Opinion: Securing APD reform was a significant win, but the fight goes on

Opinion: Securing APD reform was a significant win, but the fight goes on

Last week’s Budget announcement vindicated the work and persistence of the A Fair Tax on Flying lobby group in putting its argument against APD, says Abta’s Stephen D’Alfonso

Last week’s Budget announcement on Air Passenger Duty was a welcome and significant move by the government.

From 2015 UK Air Passenger Duty (APD) is to be restructured with the abolition of the two most expensive bands and charging of all long-haul passengers at the lower band B rate of duty.

This will reduce the cost of long-haul flights, making destinations such as Australia, India and Brazil more accessible to Britons and vice versa, while travellers to the Caribbean will no longer face competitive disadvantage compared with destinations such as Hawaii.

It would be odd to be anything but positive in response to any step that reduces the tax-take from APD.

And this decision by Treasury vindicates the hard work, commitment, and persistence shown by the diverse organisations within our industry who have been united for a number of years in lobbying for a change and reduction to this damaging duty.

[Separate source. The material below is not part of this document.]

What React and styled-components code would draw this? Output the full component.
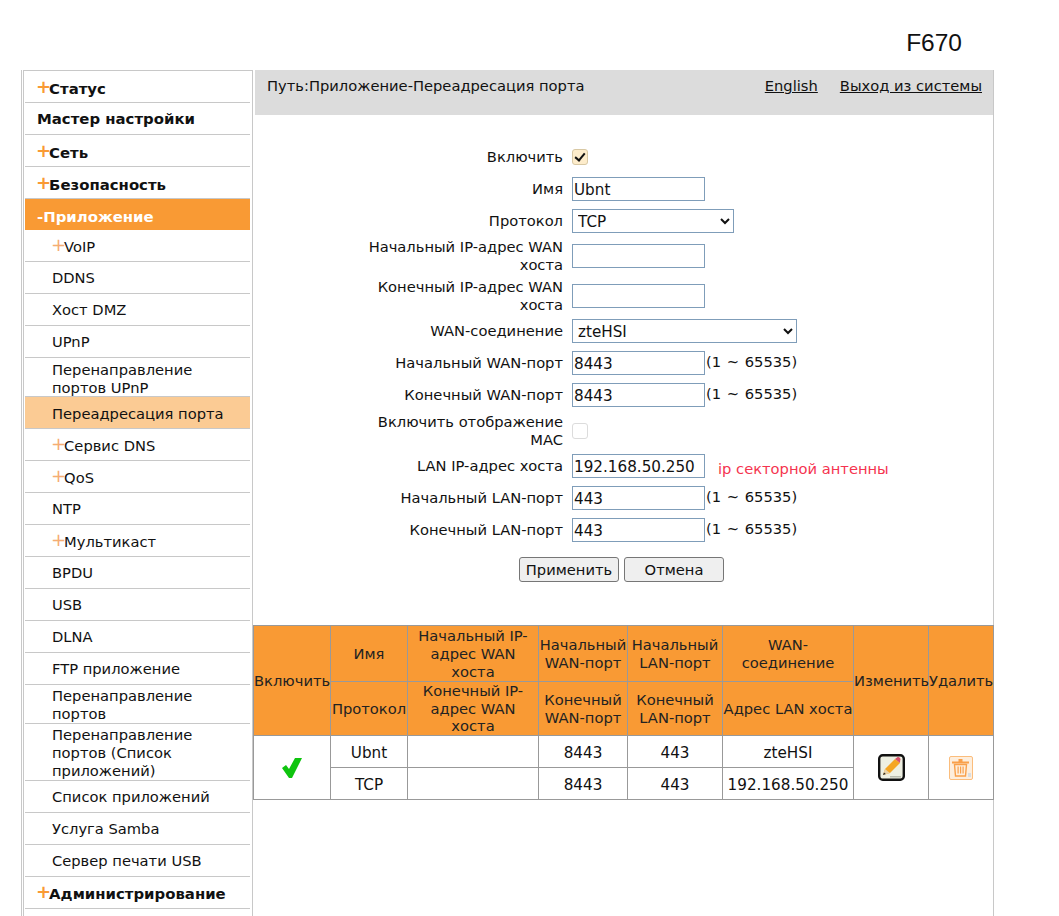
import styled, { createGlobalStyle } from 'styled-components';

const Global = createGlobalStyle`
	html, body {
		margin: 0;
		padding: 0;
		background: #fff;
	}
	body {
		font-family: 'DejaVu Sans', Verdana, sans-serif;
		font-size: 14.7px;
		line-height: 18px;
		color: #111;
	}
`;

const Page = styled.div`
	display: flex;
	flex-direction: column;
	height: 916px;
	overflow: hidden;
`;

const Header = styled.div`
	flex: none;
	height: 70px;
	width: 962px;
	box-sizing: border-box;
	padding-top: 29px;
	text-align: right;
	font-family: 'Liberation Sans', Arial, sans-serif;
	font-size: 24.5px;
	line-height: 28px;
`;

const Frame = styled.div`
	flex: 1;
	display: flex;
	width: 971px;
	margin-left: 21px;
	border-left: 1px solid #c8c8c8;
	border-right: 1px solid #c8c8c8;
`;

const Sidebar = styled.div`
	flex: none;
	width: 225px;
	margin-left: 1px;
	padding: 0 2px 0 1px;
	border: 1px solid #c8c8c8;
	border-bottom: none;
`;

const navTop = p => {
	if (p.$top) return p.$top;
	if (p.$main) return p.$plus || p.$active ? 9 : 7;
	return p.$plus || p.$current ? 8 : 7;
};

const NavItem = styled.div`
	box-sizing: border-box;
	height: ${p => (p.$height ? p.$height : p.$active ? 31 : 32)}px;
	padding: ${navTop}px 0 0 ${p => (p.$sub ? '27px' : '12px')};
	border-bottom: ${p => (p.$active ? 'none' : '1px solid #c8c8c8')};
	font-weight: ${p => (p.$main ? 700 : 400)};
	font-size: ${p => (p.$main ? '14.9px' : 'inherit')};
	background: ${p => (p.$active ? '#f99a34' : p.$current ? '#fbcb94' : 'transparent')};
	color: ${p => (p.$active ? '#fff' : '#111')};
`;

const Plus = styled.span`
	display: inline-block;
	margin: 0 -2px 0 -1px;
	font-size: 18px;
	line-height: 0;
	vertical-align: 1px;
	color: ${p => (p.$sub ? '#f5ad73' : '#f99a34')};
	font-weight: ${p => (p.$sub ? 400 : 700)};
`;

const Main = styled.div`
	flex: 1;
	min-width: 0;
`;

const PathBar = styled.div`
	display: flex;
	justify-content: space-between;
	height: 45px;
	box-sizing: border-box;
	margin-left: 2px;
	padding: 7px 11px 0 12px;
	background: #dcdcdc;
`;

const Links = styled.div`
	display: flex;
	gap: 22px;
`;

const TopLink = styled.a`
	color: #111;
	text-decoration: underline;
`;

const Form = styled.div`
	display: flex;
	flex-direction: column;
	padding: 30px 0 43px;
`;

const Row = styled.div`
	display: flex;
	align-items: center;
	min-height: 24px;
	margin-top: ${p => p.$gap ?? 8}px;
`;

const Label = styled.div`
	flex: none;
	box-sizing: border-box;
	width: 310px;
	padding-left: 100px;
	text-align: right;
`;

const Control = styled.div`
	display: flex;
	align-items: center;
	margin-left: 9px;
`;

const TextInput = styled.input`
	box-sizing: border-box;
	width: 133px;
	height: 24px;
	padding: 2px 1px 0;
	border: 1px solid #7f9db9;
	border-radius: 0;
	background: #fff;
	color: #111;
	font: inherit;
	font-size: 15.2px;
	outline: none;
`;

const Select = styled.select`
	box-sizing: border-box;
	width: ${p => p.$width}px;
	height: 24px;
	padding: 2px 0 0 1px;
	border: 1px solid #7f9db9;
	border-radius: 0;
	background: #fff;
	color: #111;
	font: inherit;
	font-size: 15.2px;
`;

const Check = styled.input`
	appearance: none;
	position: relative;
	width: 16px;
	height: 16px;
	margin: 0;
	border: 1px solid ${p => (p.checked ? '#d8c8a4' : '#dcdcdc')};
	border-radius: 3px;
	background: ${p => (p.checked ? '#fdeccb' : '#fff')};

	&:checked::after {
		content: '';
		position: absolute;
		left: 4px;
		top: 1px;
		width: 4px;
		height: 8px;
		border: solid #111;
		border-width: 0 2px 2px 0;
		transform: rotate(40deg);
	}
`;

const Range = styled.span`
	margin-left: 1px;
	margin-top: -3px;
	word-spacing: 1px;
`;

const Note = styled.span`
	margin-left: 13px;
	margin-top: 7px;
	color: #f5344f;
`;

const Buttons = styled.div`
	display: flex;
	justify-content: center;
	gap: 5px;
	margin-top: 15px;
	margin-left: 266px;
	width: 205px;
`;

const Button = styled.button`
	box-sizing: border-box;
	width: 100px;
	height: 25px;
	padding: 0;
	border: 1px solid #767676;
	border-radius: 3px;
	background: #efefef;
	color: #111;
	font: inherit;
`;

const Table = styled.table`
	width: 740px;
	border-collapse: collapse;
	table-layout: fixed;
	text-align: center;
`;

const Th = styled.th`
	height: ${p => p.$height ?? 'auto'};
	padding: ${p => (p.$first ? 1 : 0)}px ${p => p.$pad ?? 0}px 0;
	border: 1px solid #999;
	background: #f99a34;
	font-weight: 400;
	line-height: ${p => (p.$first ? '18px' : '17.7px')};
	color: #222;
	white-space: ${p => (p.$nowrap ? 'nowrap' : 'normal')};
`;

const Td = styled.td`
	height: 29px;
	padding: 2px 0 0;
	border: 1px solid #999;
	background: #fff;
	font-size: 15.2px;
`;

const IconWrap = styled.div`
	display: flex;
	justify-content: center;
	align-items: center;
	margin-top: -2px;
`;

const items = [
	{ text: 'Статус', main: true, plus: true },
	{ text: 'Мастер настройки', main: true },
	{ text: 'Сеть', main: true, plus: true },
	{ text: 'Безопасность', main: true, plus: true },
	{ text: 'Приложение', main: true, active: true },
	{ text: 'VoIP', sub: true, plus: true },
	{ text: 'DDNS', sub: true },
	{ text: 'Хост DMZ', sub: true },
	{ text: 'UPnP', sub: true },
	{ text: 'Перенаправление портов UPnP', sub: true, top: 3, height: 39 },
	{ text: 'Переадресация порта', sub: true, current: true },
	{ text: 'Сервис DNS', sub: true, plus: true },
	{ text: 'QoS', sub: true, plus: true },
	{ text: 'NTP', sub: true },
	{ text: 'Мультикаст', sub: true, plus: true },
	{ text: 'BPDU', sub: true },
	{ text: 'USB', sub: true },
	{ text: 'DLNA', sub: true },
	{ text: 'FTP приложение', sub: true },
	{ text: 'Перенаправление портов', sub: true, top: 2, height: 39 },
	{ text: 'Перенаправление портов (Список приложений)', sub: true, top: 2, height: 57 },
	{ text: 'Список приложений', sub: true },
	{ text: 'Услуга Samba', sub: true },
	{ text: 'Сервер печати USB', sub: true },
	{ text: 'Администрирование', main: true, plus: true, top: 8 },
];

const GreenCheck = () => (
	<svg width="20" height="21" viewBox="0 0 20 21">
		<path d="M0 11l4-3 3 4L13 1h7L10 21H7z" fill="#0fc40f" />
	</svg>
);

const EditIcon = () => (
	<svg width="27" height="27" viewBox="0 0 27 27">
		<rect x="1.2" y="1.2" width="24.600" height="24.600" rx="3.500" fill="#eef0e2" stroke="#111" strokeWidth="2.400" />
		<path d="M5 21l2-6L17 5l5 4-10 10z" fill="#f5a623" />
		<path d="M17 5l2-1.600c1-.6 2-.4 2.800.4s1 1.800.4 2.600L22 9z" fill="#d8506a" />
		<path d="M5 21l2-6 5 4z" fill="#e9d3a8" />
		<path d="M5 21l1-2.600 1.800 1.500z" fill="#222" />
		<path d="M12 22h11v1.500H12z" fill="#b9bcae" />
	</svg>
);

const TrashIcon = () => (
	<svg width="24" height="24" viewBox="0 0 24 24">
		<rect x="0.5" y="0.5" width="23" height="23" rx="1.500" fill="#fdeedd" stroke="#fbbd7c" />
		<path d="M3 5.500h17v2H3zM9.500 3h4v2.500h-4z" fill="#f9a04a" />
		<path d="M5.500 8.500h12l-1 11.500h-10z" fill="#fdeedd" stroke="#f9a04a" strokeWidth="1.400" />
		<path d="M8.500 10.500h1.200v7H8.500zM11 10.500h1.200v7H11zM13.500 10.500h1.200v7h-1.200z" fill="#f9a04a" />
		<path d="M19 17h3v4h-3z" fill="#d9dde0" />
	</svg>
);

const FormRow = ({ label, gap, children }) => (
	<Row $gap={gap}>
		<Label>{label}</Label>
		<Control>{children}</Control>
	</Row>
);

export default function App() {
	return (
		<Page>
			<Global />
			<Header>F670</Header>
			<Frame>
				<Sidebar>
					{items.map(item => (
						<NavItem
							key={item.text}
							$main={item.main}
							$sub={item.sub}
							$plus={item.plus}
							$active={item.active}
							$current={item.current}
							$top={item.top}
							$height={item.height}
						>
							{item.plus && <Plus $sub={item.sub}>+</Plus>}
							{item.active && '-'}
							{item.text}
						</NavItem>
					))}
				</Sidebar>
				<Main>
					<PathBar>
						<span>Путь:Приложение-Переадресация порта</span>
						<Links>
							<TopLink>English</TopLink>
							<TopLink>Выход из системы</TopLink>
						</Links>
					</PathBar>
					<Form>
						<FormRow label="Включить" gap={0}>
							<Check type="checkbox" checked readOnly />
						</FormRow>
						<FormRow label="Имя">
							<TextInput defaultValue="Ubnt" />
						</FormRow>
						<FormRow label="Протокол">
							<Select $width={162} defaultValue="TCP">
								<option>TCP</option>
							</Select>
						</FormRow>
						<FormRow label="Начальный IP-адрес WAN хоста" gap={5}>
							<TextInput />
						</FormRow>
						<FormRow label="Конечный IP-адрес WAN хоста" gap={4}>
							<TextInput />
						</FormRow>
						<FormRow label="WAN-соединение" gap={5}>
							<Select $width={225} defaultValue="zteHSI">
								<option>zteHSI</option>
							</Select>
						</FormRow>
						<FormRow label="Начальный WAN-порт">
							<TextInput defaultValue="8443" />
							<Range>(1 ~ 65535)</Range>
						</FormRow>
						<FormRow label="Конечный WAN-порт">
							<TextInput defaultValue="8443" />
							<Range>(1 ~ 65535)</Range>
						</FormRow>
						<FormRow label="Включить отображение MAC" gap={6}>
							<Check type="checkbox" />
						</FormRow>
						<FormRow label="LAN IP-адрес хоста" gap={4}>
							<TextInput defaultValue="192.168.50.250" />
							<Note>ip секторной антенны</Note>
						</FormRow>
						<FormRow label="Начальный LAN-порт">
							<TextInput defaultValue="443" />
							<Range>(1 ~ 65535)</Range>
						</FormRow>
						<FormRow label="Конечный LAN-порт">
							<TextInput defaultValue="443" />
							<Range>(1 ~ 65535)</Range>
						</FormRow>
						<Buttons>
							<Button>Применить</Button>
							<Button>Отмена</Button>
						</Buttons>
					</Form>
					<Table>
						<colgroup>
							<col width="77" />
							<col width="77" />
							<col width="131" />
							<col width="89" />
							<col width="95" />
							<col width="131" />
							<col width="75" />
							<col width="65" />
						</colgroup>
						<thead>
							<tr>
								<Th rowSpan={2} $nowrap>Включить</Th>
								<Th $first $height="54px">Имя</Th>
								<Th $first $pad={8}>Начальный IP-адрес WAN хоста</Th>
								<Th $first>Начальный WAN-порт</Th>
								<Th $first>Начальный LAN-порт</Th>
								<Th $first $pad={10}>WAN-соединение</Th>
								<Th rowSpan={2} $nowrap>Изменить</Th>
								<Th rowSpan={2} $nowrap>Удалить</Th>
							</tr>
							<tr>
								<Th $height="53px" $nowrap>Протокол</Th>
								<Th $pad={8}>Конечный IP-адрес WAN хоста</Th>
								<Th>Конечный WAN-порт</Th>
								<Th>Конечный LAN-порт</Th>
								<Th $nowrap>Адрес LAN хоста</Th>
							</tr>
						</thead>
						<tbody>
							<tr>
								<Td rowSpan={2}><IconWrap><GreenCheck /></IconWrap></Td>
								<Td>Ubnt</Td>
								<Td />
								<Td>8443</Td>
								<Td>443</Td>
								<Td>zteHSI</Td>
								<Td rowSpan={2}><IconWrap><EditIcon /></IconWrap></Td>
								<Td rowSpan={2}><IconWrap><TrashIcon /></IconWrap></Td>
							</tr>
							<tr>
								<Td>TCP</Td>
								<Td />
								<Td>8443</Td>
								<Td>443</Td>
								<Td>192.168.50.250</Td>
							</tr>
						</tbody>
					</Table>
				</Main>
			</Frame>
		</Page>
	);
}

But it would also be wrong to intrepret this as the end of the road for our APD campaigning. On the contrary, it shows that when we make a compelling case, the Treasury will listen and act.

It is a significant point of progress – and one that should not be underestimated – that the government has finally acknowledged that APD is a tax that is damaging growth.

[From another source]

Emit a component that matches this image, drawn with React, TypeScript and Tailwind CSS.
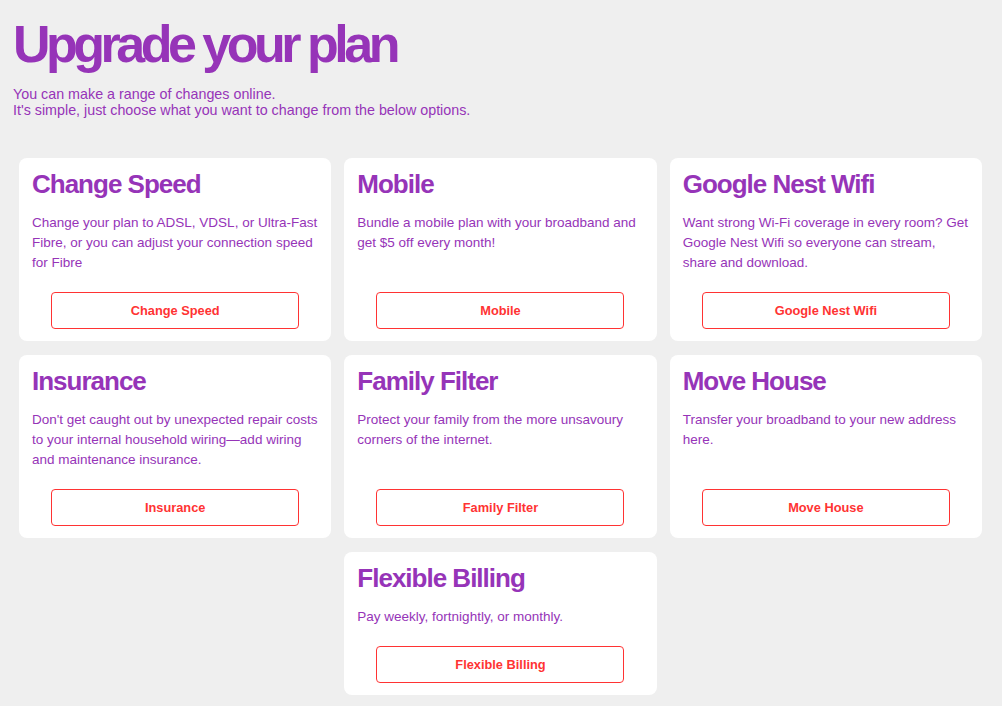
const options = [
  {
    title: 'Change Speed',
    text: 'Change your plan to ADSL, VDSL, or Ultra-Fast Fibre, or you can adjust your connection speed for Fibre',
  },
  {
    title: 'Mobile',
    text: 'Bundle a mobile plan with your broadband and get $5 off every month!',
  },
  {
    title: 'Google Nest Wifi',
    text: 'Want strong Wi-Fi coverage in every room? Get Google Nest Wifi so everyone can stream, share and download.',
  },
  {
    title: 'Insurance',
    text: "Don't get caught out by unexpected repair costs to your internal household wiring\u2014add wiring and maintenance insurance.",
  },
  {
    title: 'Family Filter',
    text: 'Protect your family from the more unsavoury corners of the internet.',
  },
  {
    title: 'Move House',
    text: 'Transfer your broadband to your new address here.',
  },
  {
    title: 'Flexible Billing',
    text: 'Pay weekly, fortnightly, or monthly.',
  },
];

function OptionCard({ title, text, last }: { title: string; text: string; last?: boolean }) {
  return (
    <div
      className={`flex flex-col bg-white rounded-lg px-[13px] pt-[11px] pb-[12px] ${
        last ? 'col-start-2' : ''
      }`}
    >
      <h2 className="text-[26px] leading-[30px] font-bold tracking-[-1px] text-[#9634b8]">{title}</h2>
      <p className="mt-[14px] text-[13.5px] leading-[20px] text-[#9634b8]">{text}</p>
      {/* button pinned to card bottom */}
      <div className="mt-auto pt-[19px] flex justify-center">
        <button
          type="button"
          className="w-[248px] h-[37px] border border-[#ff3333] rounded text-[12.8px] font-bold text-[#ff3333] bg-white"
        >
          {title}
        </button>
      </div>
    </div>
  );
}

export default function App() {
  return (
    <div className="min-h-screen bg-[#efefef] font-['Liberation_Sans',Arial,sans-serif]">
      <div className="px-[13px] pt-[18px]">
        <h1 className="text-[52px] leading-[52px] font-bold tracking-[-4.5px] text-[#9634b8]">Upgrade your plan</h1>
        <p className="mt-[16px] text-[14.3px] leading-[16px] text-[#9634b8]">
          You can make a range of changes online.
          <br />
          It's simple, just choose what you want to change from the below options.
        </p>
      </div>

      <div className="grid grid-cols-3 gap-x-[13px] gap-y-[14px] pl-[19px] pr-[20px] pt-[40px] pb-[10px]">
        {options.map((o, i) => (
          <OptionCard key={o.title} title={o.title} text={o.text} last={i === options.length - 1} />
        ))}
      </div>
    </div>
  );
}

The A Fair Tax on Flying campaign has been making the case that holidaymakers, businesses and the aviation and tourism sectors are all harmed by APD, a fact borne out by a growing body of evidence, including last February’s excellent PricewaterhouseCooper report.

The government’s plans to restructure APD is an important first step towards making the UK a more competitive place to visit and invest in.

I remain convinced that these changes will help to demonstrate that Britain is open for business, encouraging more inbound tourism and giving a much needed fillip to the tourism sector.

In reforming APD, the government had to start somewhere.

A more than £200 million pound tax cut for the sector is nothing to scoff at in the restrained spending environment we find ourselves.

We should all remember that we’re still in the middle of the government’s deficit reduction programme after all. However, the Chancellor’s decision must be just the first step in a wider review of the tax, its overall level, and its impact.

We mustn’t forget that passengers will continue to face the highest taxes on air travel anywhere in Europe, and those flying domestically are still hit twice.

Long-haul passengers will continue to pay more than £70 per person in tax, a significant proportion of the overall cost to fly, whether it be for business, for leisure, or to visit friends and relatives.

Let’s also not forget we’ll have to wait another year before the changes come into effect.

So there is much more to continue to fight for to address the damaging impact of APD and Abta, along with other members of the Fair Tax on Flying campaign, is as committed as ever to making the case, and keeping up the pressure on this important issue.